* start *
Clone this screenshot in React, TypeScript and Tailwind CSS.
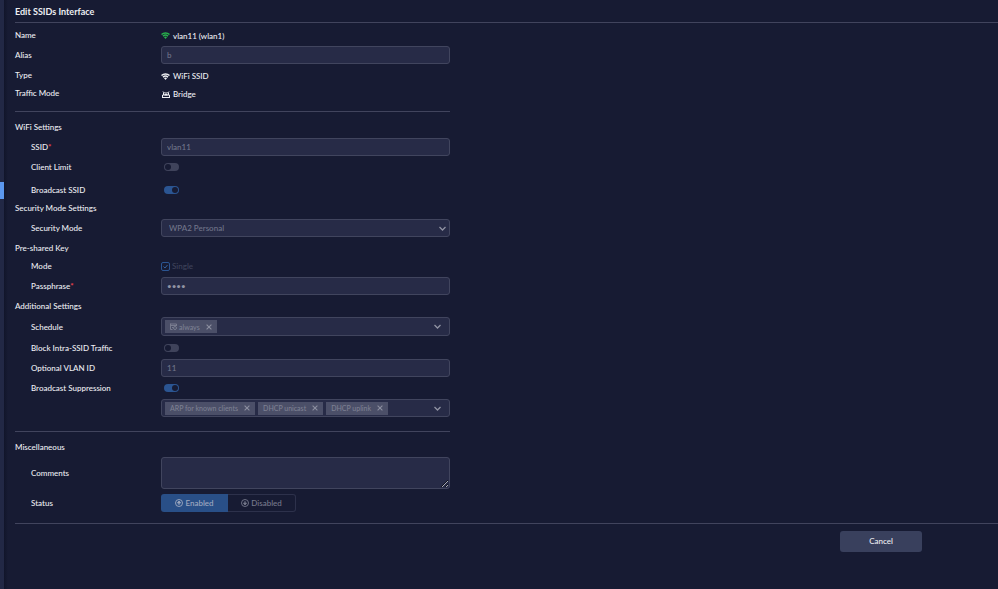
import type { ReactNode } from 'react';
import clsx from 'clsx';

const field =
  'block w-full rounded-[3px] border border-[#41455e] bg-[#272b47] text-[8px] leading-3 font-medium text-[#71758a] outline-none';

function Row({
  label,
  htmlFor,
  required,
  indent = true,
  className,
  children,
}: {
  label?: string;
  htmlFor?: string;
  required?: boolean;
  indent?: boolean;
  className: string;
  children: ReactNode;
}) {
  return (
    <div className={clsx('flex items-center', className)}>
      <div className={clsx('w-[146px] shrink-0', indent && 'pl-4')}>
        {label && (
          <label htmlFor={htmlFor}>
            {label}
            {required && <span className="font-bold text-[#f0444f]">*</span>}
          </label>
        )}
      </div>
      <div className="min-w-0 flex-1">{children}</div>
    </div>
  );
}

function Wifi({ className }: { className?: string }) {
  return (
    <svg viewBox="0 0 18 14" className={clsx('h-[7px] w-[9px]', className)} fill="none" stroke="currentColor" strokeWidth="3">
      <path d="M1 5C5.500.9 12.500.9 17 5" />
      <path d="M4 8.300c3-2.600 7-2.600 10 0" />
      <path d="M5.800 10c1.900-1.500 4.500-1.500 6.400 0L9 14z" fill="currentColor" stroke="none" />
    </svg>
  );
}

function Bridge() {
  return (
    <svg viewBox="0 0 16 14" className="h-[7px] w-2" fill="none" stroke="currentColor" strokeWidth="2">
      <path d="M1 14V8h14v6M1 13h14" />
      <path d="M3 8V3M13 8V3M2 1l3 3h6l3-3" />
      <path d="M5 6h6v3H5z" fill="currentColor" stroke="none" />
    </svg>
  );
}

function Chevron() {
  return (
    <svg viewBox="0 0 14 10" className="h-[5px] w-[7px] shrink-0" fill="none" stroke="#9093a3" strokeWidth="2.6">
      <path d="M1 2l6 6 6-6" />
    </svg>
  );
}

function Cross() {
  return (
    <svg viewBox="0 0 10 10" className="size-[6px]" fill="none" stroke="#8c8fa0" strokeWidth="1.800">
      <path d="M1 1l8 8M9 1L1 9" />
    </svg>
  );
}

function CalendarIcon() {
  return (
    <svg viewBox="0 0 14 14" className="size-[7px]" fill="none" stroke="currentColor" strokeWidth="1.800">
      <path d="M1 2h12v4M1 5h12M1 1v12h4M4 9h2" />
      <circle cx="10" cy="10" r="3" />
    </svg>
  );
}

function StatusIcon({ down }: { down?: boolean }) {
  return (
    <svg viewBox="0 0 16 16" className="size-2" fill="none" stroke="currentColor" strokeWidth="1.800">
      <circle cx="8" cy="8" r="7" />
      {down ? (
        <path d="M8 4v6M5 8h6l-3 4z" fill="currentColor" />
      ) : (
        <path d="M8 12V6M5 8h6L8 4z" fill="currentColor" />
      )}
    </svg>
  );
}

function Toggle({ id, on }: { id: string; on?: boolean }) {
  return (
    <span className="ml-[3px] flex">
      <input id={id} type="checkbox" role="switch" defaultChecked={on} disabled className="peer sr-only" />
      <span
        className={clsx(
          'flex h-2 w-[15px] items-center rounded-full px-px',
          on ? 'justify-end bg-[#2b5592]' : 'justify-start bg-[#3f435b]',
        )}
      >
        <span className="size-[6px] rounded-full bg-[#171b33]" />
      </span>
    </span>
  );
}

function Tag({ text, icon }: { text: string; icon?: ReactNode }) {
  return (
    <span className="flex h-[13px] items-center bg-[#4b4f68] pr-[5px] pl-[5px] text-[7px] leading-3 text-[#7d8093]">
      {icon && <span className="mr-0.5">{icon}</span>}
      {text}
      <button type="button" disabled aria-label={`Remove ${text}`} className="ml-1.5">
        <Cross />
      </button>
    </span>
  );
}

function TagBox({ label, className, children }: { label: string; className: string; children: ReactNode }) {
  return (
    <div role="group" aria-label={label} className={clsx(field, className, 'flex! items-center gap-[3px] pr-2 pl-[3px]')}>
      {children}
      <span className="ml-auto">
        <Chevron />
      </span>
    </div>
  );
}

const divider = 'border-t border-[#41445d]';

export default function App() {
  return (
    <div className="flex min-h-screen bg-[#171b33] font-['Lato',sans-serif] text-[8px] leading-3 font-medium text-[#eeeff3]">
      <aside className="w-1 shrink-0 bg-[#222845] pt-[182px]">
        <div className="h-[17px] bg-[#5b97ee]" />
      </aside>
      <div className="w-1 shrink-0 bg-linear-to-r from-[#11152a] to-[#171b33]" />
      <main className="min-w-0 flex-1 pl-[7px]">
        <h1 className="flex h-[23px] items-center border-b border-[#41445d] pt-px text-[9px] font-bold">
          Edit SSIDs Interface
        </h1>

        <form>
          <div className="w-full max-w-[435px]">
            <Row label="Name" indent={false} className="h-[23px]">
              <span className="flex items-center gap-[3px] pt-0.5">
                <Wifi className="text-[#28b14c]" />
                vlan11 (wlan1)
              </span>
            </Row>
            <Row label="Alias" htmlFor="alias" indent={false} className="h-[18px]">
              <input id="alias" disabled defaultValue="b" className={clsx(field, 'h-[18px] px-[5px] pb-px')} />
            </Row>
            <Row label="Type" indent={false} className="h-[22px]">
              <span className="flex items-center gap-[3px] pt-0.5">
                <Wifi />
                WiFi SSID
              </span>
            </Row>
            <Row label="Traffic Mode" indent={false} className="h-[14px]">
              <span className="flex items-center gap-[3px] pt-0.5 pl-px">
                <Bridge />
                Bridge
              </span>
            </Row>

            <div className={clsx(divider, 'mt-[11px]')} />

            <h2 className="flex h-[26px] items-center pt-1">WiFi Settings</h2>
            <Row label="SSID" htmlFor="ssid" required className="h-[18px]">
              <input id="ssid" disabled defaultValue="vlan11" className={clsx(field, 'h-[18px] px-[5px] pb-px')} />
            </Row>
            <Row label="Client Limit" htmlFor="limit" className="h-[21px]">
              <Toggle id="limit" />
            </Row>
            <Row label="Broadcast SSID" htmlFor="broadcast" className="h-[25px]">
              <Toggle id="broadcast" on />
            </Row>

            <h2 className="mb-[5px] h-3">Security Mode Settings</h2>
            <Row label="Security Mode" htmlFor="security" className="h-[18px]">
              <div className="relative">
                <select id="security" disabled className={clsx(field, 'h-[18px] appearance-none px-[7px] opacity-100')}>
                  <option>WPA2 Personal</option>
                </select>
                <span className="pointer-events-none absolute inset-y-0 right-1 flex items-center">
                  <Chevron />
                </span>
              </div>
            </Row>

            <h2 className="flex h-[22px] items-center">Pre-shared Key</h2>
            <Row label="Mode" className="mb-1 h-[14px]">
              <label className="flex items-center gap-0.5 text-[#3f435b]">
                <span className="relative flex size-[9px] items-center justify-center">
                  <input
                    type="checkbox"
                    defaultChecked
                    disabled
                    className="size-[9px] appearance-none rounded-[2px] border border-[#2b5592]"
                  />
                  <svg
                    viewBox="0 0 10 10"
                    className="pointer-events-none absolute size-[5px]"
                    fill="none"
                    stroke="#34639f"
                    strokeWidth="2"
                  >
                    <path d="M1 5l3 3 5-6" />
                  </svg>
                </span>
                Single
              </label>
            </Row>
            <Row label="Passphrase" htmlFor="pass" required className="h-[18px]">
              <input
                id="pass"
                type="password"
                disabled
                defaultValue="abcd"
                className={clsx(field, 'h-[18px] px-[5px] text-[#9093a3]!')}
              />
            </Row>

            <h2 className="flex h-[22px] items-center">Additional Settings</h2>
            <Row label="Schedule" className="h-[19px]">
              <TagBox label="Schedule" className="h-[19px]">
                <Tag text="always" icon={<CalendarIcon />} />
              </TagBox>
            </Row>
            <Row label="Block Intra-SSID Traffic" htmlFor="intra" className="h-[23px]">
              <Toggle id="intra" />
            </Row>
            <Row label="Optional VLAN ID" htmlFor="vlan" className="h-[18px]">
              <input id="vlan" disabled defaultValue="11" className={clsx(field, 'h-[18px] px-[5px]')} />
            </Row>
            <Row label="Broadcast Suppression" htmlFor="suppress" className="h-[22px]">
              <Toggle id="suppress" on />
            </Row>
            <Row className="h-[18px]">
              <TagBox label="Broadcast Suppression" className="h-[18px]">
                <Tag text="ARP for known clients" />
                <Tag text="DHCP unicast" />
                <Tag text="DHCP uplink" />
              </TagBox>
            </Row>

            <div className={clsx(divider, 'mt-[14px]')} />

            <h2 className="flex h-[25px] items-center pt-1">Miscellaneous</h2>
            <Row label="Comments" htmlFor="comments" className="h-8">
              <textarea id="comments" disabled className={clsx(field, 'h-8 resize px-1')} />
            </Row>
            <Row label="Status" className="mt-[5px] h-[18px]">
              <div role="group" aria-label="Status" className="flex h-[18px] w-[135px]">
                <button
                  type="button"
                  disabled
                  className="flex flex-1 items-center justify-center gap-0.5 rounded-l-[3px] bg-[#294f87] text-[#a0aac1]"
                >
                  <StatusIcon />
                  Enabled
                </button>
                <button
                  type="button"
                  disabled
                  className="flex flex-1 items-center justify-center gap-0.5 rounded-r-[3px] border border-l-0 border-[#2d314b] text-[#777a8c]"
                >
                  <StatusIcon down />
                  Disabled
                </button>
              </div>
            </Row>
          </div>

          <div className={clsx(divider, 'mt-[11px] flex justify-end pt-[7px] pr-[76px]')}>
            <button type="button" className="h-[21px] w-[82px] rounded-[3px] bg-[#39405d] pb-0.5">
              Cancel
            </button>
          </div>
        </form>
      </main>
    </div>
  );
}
* end *
* _The request_
Up to and including the line containing "font-medium text-[#71758a] outline-none';", repeat every line from the start of the data, but none of the pictures.

* _Exercise response_
Clone this screenshot in React, TypeScript and Tailwind CSS.
import type { ReactNode } from 'react';
import clsx from 'clsx';

const field =
  'block w-full rounded-[3px] border border-[#41455e] bg-[#272b47] text-[8px] leading-3 font-medium text-[#71758a] outline-none';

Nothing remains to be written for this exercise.